PROBLEM STATEMENT:
Write out the material exactly, leaving every picture behind.

RECORDED INFORMATION:
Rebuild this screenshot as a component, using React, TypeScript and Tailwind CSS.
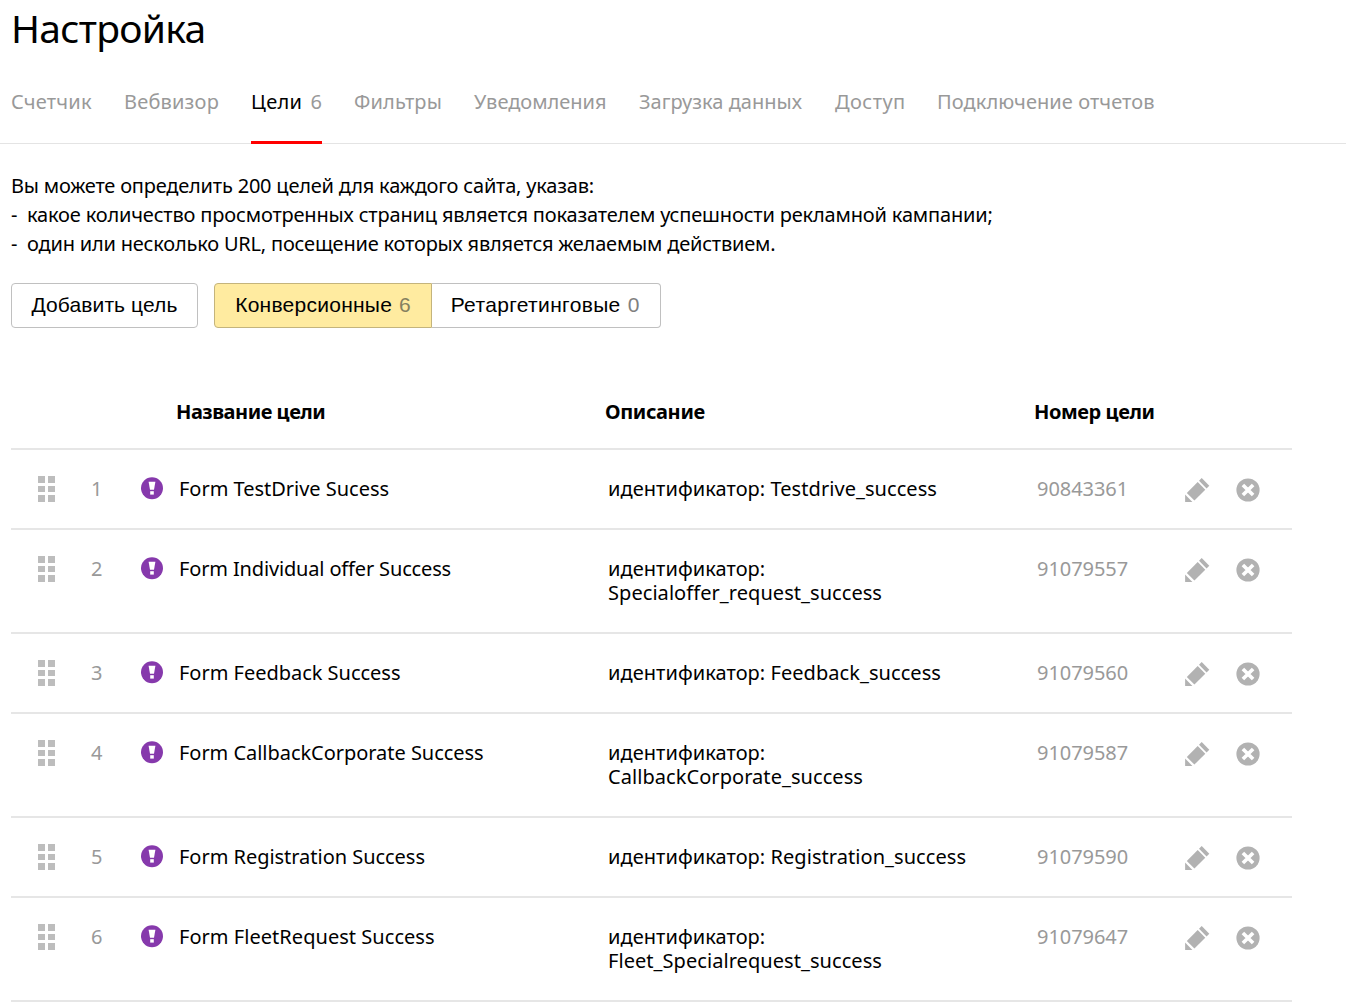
import React from "react";

type Goal = {
  id: number;
  name: string;
  nameClass: string;
  descr: string;
  code: string;
  rowClass: string;
};

const tabs = [
  { label: "Счетчик", className: "w-[81px] tracking-[0.25px]" },
  { label: "Вебвизор", className: "w-[95px] tracking-[0.19px]" },
  { label: "Цели", count: 6, className: "w-[71px] tracking-[0.35px]" },
  { label: "Фильтры", className: "w-[88px] tracking-[0.17px]" },
  { label: "Уведомления", className: "w-[133px] tracking-[-0.01px]" },
  { label: "Загрузка данных", className: "w-[164px] tracking-[0.02px]" },
  { label: "Доступ", className: "w-[70px] tracking-[0.45px]" },
  { label: "Подключение отчетов", className: "w-[218px] tracking-[0.07px]" },
];

const goals: Goal[] = [
  { id: 1, name: "Form TestDrive Sucess", nameClass: "tracking-[-0.02px]", descr: "Testdrive_success", code: "90843361", rowClass: "h-20" },
  { id: 2, name: "Form Individual offer Success", nameClass: "tracking-[-0.15px]", descr: "Specialoffer_request_success", code: "91079557", rowClass: "h-[104px]" },
  { id: 3, name: "Form Feedback Success", nameClass: "tracking-[-0.02px]", descr: "Feedback_success", code: "91079560", rowClass: "h-20" },
  { id: 4, name: "Form CallbackCorporate Success", nameClass: "tracking-[-0.04px]", descr: "CallbackCorporate_success", code: "91079587", rowClass: "h-[104px]" },
  { id: 5, name: "Form Registration Success", nameClass: "tracking-[-0.03px]", descr: "Registration_success", code: "91079590", rowClass: "h-20" },
  { id: 6, name: "Form FleetRequest Success", nameClass: "tracking-[0.04px]", descr: "Fleet_Specialrequest_success", code: "91079647", rowClass: "h-[104px]" },
];

const DragHandle = () => (
  <div className="grid grid-cols-2 gap-[3px] w-[17px]">
    {[0, 1, 2, 3, 4, 5].map((i) => (
      <span key={i} className="h-[6.7px] bg-[#bdbdbd]" />
    ))}
  </div>
);

const AlertIcon = () => (
  <svg width="23" height="23" viewBox="0 0 23 23">
    <circle cx="11" cy="11.2" r="11" fill="#8639ac" />
    <path d="M7.6 4.8h6.8l-1.4 8H9z" fill="#fff" />
    <rect x="9.2" y="14.2" width="3.6" height="3.4" fill="#fff" />
  </svg>
);

const PencilIcon = () => (
  <svg width="25" height="25" viewBox="0 0 25 25" fill="#b2b2b2">
    <path d="M16.7 0.1l7.6 7.6-2.7 2.7L14 2.8z" />
    <path d="M12.7 4.1l7.6 7.6L9.4 22.6 1.8 15z" />
    <path d="M0.1 16.5l7.3 7.4H0.1z" />
  </svg>
);

const RemoveIcon = () => (
  <svg width="24" height="24" viewBox="0 0 24 24">
    <circle cx="12" cy="12" r="11.6" fill="#b2b2b2" />
    <path d="M6.9 6.9l10.2 10.2M17.1 6.9L6.9 17.1" stroke="#fff" strokeWidth="3.6" />
  </svg>
);

const App = () => {
  return (
    <div className="h-[1007px] overflow-hidden bg-white text-black text-[20px] leading-6 whitespace-nowrap font-['Noto_Sans',sans-serif]">
      <h1 className="pt-[4px] pl-[11px] text-[39px] leading-[48px] tracking-[-0.7px]">Настройка</h1>

      {/* Tabs */}
      <nav className="flex gap-8 mt-[38px] pl-[11px] h-[54px] border-b border-[#e4e4e4] text-[#999]">
        {tabs.map((tab) => (
          <div
            key={tab.label}
            className={`shrink-0 h-[54px] ${tab.className} ${tab.count ? "flex justify-between text-black border-b-3 border-[#f00]" : ""}`}
          >
            {tab.label}
            {tab.count && <span className="text-[#999] tracking-normal">{tab.count}</span>}
          </div>
        ))}
      </nav>

      {/* Description */}
      <div className="mt-[27px] pl-[11px] leading-[29px]">
        <p className="tracking-[-0.2px]">Вы можете определить 200 целей для каждого сайта, указав:</p>
        <p className="flex tracking-[-0.17px]">
          <span className="w-[16px]">-</span>какое количество просмотренных страниц является показателем успешности рекламной кампании;
        </p>
        <p className="flex tracking-[-0.2px]">
          <span className="w-[16px]">-</span>один или несколько URL, посещение которых является желаемым действием.
        </p>
      </div>

      {/* Buttons */}
      <div className="flex mt-[25px] pl-[11px] text-[21px] font-['Liberation_Sans',sans-serif]">
        <button className="w-[187px] h-[45px] pb-px mr-4 rounded-[4px] border border-[#c0c0c0] tracking-[0.1px]">
          Добавить цель
        </button>
        <button className="w-[218px] h-[45px] pb-px rounded-l-[4px] border border-[#c4b47c] bg-[#ffeba0]">
          <span className="tracking-[0.25px]">Конверсионные</span>
          <span className="ml-[7px] text-[#85805f]">6</span>
        </button>
        <button className="w-[229px] h-[45px] pb-px pr-[2px] rounded-r-[4px] border border-l-0 border-[#c0c0c0]">
          <span className="tracking-[0.35px]">Ретаргетинговые</span>
          <span className="ml-[7px] text-[#808080]">0</span>
        </button>
      </div>

      {/* Goals table */}
      <div className="mt-[72px] ml-[11px] w-[1281px]">
        <div className="flex h-[50px] pl-[165px] border-b-2 border-[#e6e6e6] font-bold">
          <span className="w-[429px] tracking-[-0.48px]">Название цели</span>
          <span className="w-[429px] tracking-[-0.36px]">Описание</span>
          <span className="tracking-[-0.42px]">Номер цели</span>
        </div>

        {goals.map((goal) => (
          <div key={goal.id} className={`flex pt-[27px] border-b-2 border-[#e6e6e6] ${goal.rowClass}`}>
            <div className="w-[80px] pl-[27px] -mt-px">
              <DragHandle />
            </div>
            <span className="w-[50px] text-[#999]">{goal.id}</span>
            <div className="w-[38px]">
              <AlertIcon />
            </div>
            <span className={`w-[429px] ${goal.nameClass}`}>{goal.name}</span>
            <p className="w-[429px] pr-[40px] whitespace-normal tracking-[0.06px]">идентификатор: {goal.descr}</p>
            <span className="w-[148px] text-[#999] tracking-[-0.05px]">{goal.code}</span>
            <div className="w-[51px] pt-px">
              <PencilIcon />
            </div>
            <div className="pt-px">
              <RemoveIcon />
            </div>
          </div>
        ))}
      </div>
    </div>
  );
};

export default App;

FINISHED EXERCISE:
Rebuild this screenshot as a component, using React, TypeScript and Tailwind CSS.
import React from "react";

type Goal = {
  id: number;
  name: string;
  nameClass: string;
  descr: string;
  code: string;
  rowClass: string;
};

const tabs = [
  { label: "Счетчик", className: "w-[81px] tracking-[0.25px]" },
  { label: "Вебвизор", className: "w-[95px] tracking-[0.19px]" },
  { label: "Цели", count: 6, className: "w-[71px] tracking-[0.35px]" },
  { label: "Фильтры", className: "w-[88px] tracking-[0.17px]" },
  { label: "Уведомления", className: "w-[133px] tracking-[-0.01px]" },
  { label: "Загрузка данных", className: "w-[164px] tracking-[0.02px]" },
  { label: "Доступ", className: "w-[70px] tracking-[0.45px]" },
  { label: "Подключение отчетов", className: "w-[218px] tracking-[0.07px]" },
];

const goals: Goal[] = [
  { id: 1, name: "Form TestDrive Sucess", nameClass: "tracking-[-0.02px]", descr: "Testdrive_success", code: "90843361", rowClass: "h-20" },
  { id: 2, name: "Form Individual offer Success", nameClass: "tracking-[-0.15px]", descr: "Specialoffer_request_success", code: "91079557", rowClass: "h-[104px]" },
  { id: 3, name: "Form Feedback Success", nameClass: "tracking-[-0.02px]", descr: "Feedback_success", code: "91079560", rowClass: "h-20" },
  { id: 4, name: "Form CallbackCorporate Success", nameClass: "tracking-[-0.04px]", descr: "CallbackCorporate_success", code: "91079587", rowClass: "h-[104px]" },
  { id: 5, name: "Form Registration Success", nameClass: "tracking-[-0.03px]", descr: "Registration_success", code: "91079590", rowClass: "h-20" },
  { id: 6, name: "Form FleetRequest Success", nameClass: "tracking-[0.04px]", descr: "Fleet_Specialrequest_success", code: "91079647", rowClass: "h-[104px]" },
];

const DragHandle = () => (
  <div className="grid grid-cols-2 gap-[3px] w-[17px]">
    {[0, 1, 2, 3, 4, 5].map((i) => (
      <span key={i} className="h-[6.7px] bg-[#bdbdbd]" />
    ))}
  </div>
);

const AlertIcon = () => (
  <svg width="23" height="23" viewBox="0 0 23 23">
    <circle cx="11" cy="11.2" r="11" fill="#8639ac" />
    <path d="M7.6 4.8h6.8l-1.4 8H9z" fill="#fff" />
    <rect x="9.2" y="14.2" width="3.6" height="3.4" fill="#fff" />
  </svg>
);

const PencilIcon = () => (
  <svg width="25" height="25" viewBox="0 0 25 25" fill="#b2b2b2">
    <path d="M16.7 0.1l7.6 7.6-2.7 2.7L14 2.8z" />
    <path d="M12.7 4.1l7.6 7.6L9.4 22.6 1.8 15z" />
    <path d="M0.1 16.5l7.3 7.4H0.1z" />
  </svg>
);

const RemoveIcon = () => (
  <svg width="24" height="24" viewBox="0 0 24 24">
    <circle cx="12" cy="12" r="11.6" fill="#b2b2b2" />
    <path d="M6.9 6.9l10.2 10.2M17.1 6.9L6.9 17.1" stroke="#fff" strokeWidth="3.6" />
  </svg>
);

const App = () => {
  return (
    <div className="h-[1007px] overflow-hidden bg-white text-black text-[20px] leading-6 whitespace-nowrap font-['Noto_Sans',sans-serif]">
      <h1 className="pt-[4px] pl-[11px] text-[39px] leading-[48px] tracking-[-0.7px]">Настройка</h1>

      {/* Tabs */}
      <nav className="flex gap-8 mt-[38px] pl-[11px] h-[54px] border-b border-[#e4e4e4] text-[#999]">
        {tabs.map((tab) => (
          <div
            key={tab.label}
            className={`shrink-0 h-[54px] ${tab.className} ${tab.count ? "flex justify-between text-black border-b-3 border-[#f00]" : ""}`}
          >
            {tab.label}
            {tab.count && <span className="text-[#999] tracking-normal">{tab.count}</span>}
          </div>
        ))}
      </nav>

      {/* Description */}
      <div className="mt-[27px] pl-[11px] leading-[29px]">
        <p className="tracking-[-0.2px]">Вы можете определить 200 целей для каждого сайта, указав:</p>
        <p className="flex tracking-[-0.17px]">
          <span className="w-[16px]">-</span>какое количество просмотренных страниц является показателем успешности рекламной кампании;
        </p>
        <p className="flex tracking-[-0.2px]">
          <span className="w-[16px]">-</span>один или несколько URL, посещение которых является желаемым действием.
        </p>
      </div>

      {/* Buttons */}
      <div className="flex mt-[25px] pl-[11px] text-[21px] font-['Liberation_Sans',sans-serif]">
        <button className="w-[187px] h-[45px] pb-px mr-4 rounded-[4px] border border-[#c0c0c0] tracking-[0.1px]">
          Добавить цель
        </button>
        <button className="w-[218px] h-[45px] pb-px rounded-l-[4px] border border-[#c4b47c] bg-[#ffeba0]">
          <span className="tracking-[0.25px]">Конверсионные</span>
          <span className="ml-[7px] text-[#85805f]">6</span>
        </button>
        <button className="w-[229px] h-[45px] pb-px pr-[2px] rounded-r-[4px] border border-l-0 border-[#c0c0c0]">
          <span className="tracking-[0.35px]">Ретаргетинговые</span>
          <span className="ml-[7px] text-[#808080]">0</span>
        </button>
      </div>

      {/* Goals table */}
      <div className="mt-[72px] ml-[11px] w-[1281px]">
        <div className="flex h-[50px] pl-[165px] border-b-2 border-[#e6e6e6] font-bold">
          <span className="w-[429px] tracking-[-0.48px]">Название цели</span>
          <span className="w-[429px] tracking-[-0.36px]">Описание</span>
          <span className="tracking-[-0.42px]">Номер цели</span>
        </div>

        {goals.map((goal) => (
          <div key={goal.id} className={`flex pt-[27px] border-b-2 border-[#e6e6e6] ${goal.rowClass}`}>
            <div className="w-[80px] pl-[27px] -mt-px">
              <DragHandle />
            </div>
            <span className="w-[50px] text-[#999]">{goal.id}</span>
            <div className="w-[38px]">
              <AlertIcon />
            </div>
            <span className={`w-[429px] ${goal.nameClass}`}>{goal.name}</span>
            <p className="w-[429px] pr-[40px] whitespace-normal tracking-[0.06px]">идентификатор: {goal.descr}</p>
            <span className="w-[148px] text-[#999] tracking-[-0.05px]">{goal.code}</span>
            <div className="w-[51px] pt-px">
              <PencilIcon />
            </div>
            <div className="pt-px">
              <RemoveIcon />
            </div>
          </div>
        ))}
      </div>
    </div>
  );
};

export default App;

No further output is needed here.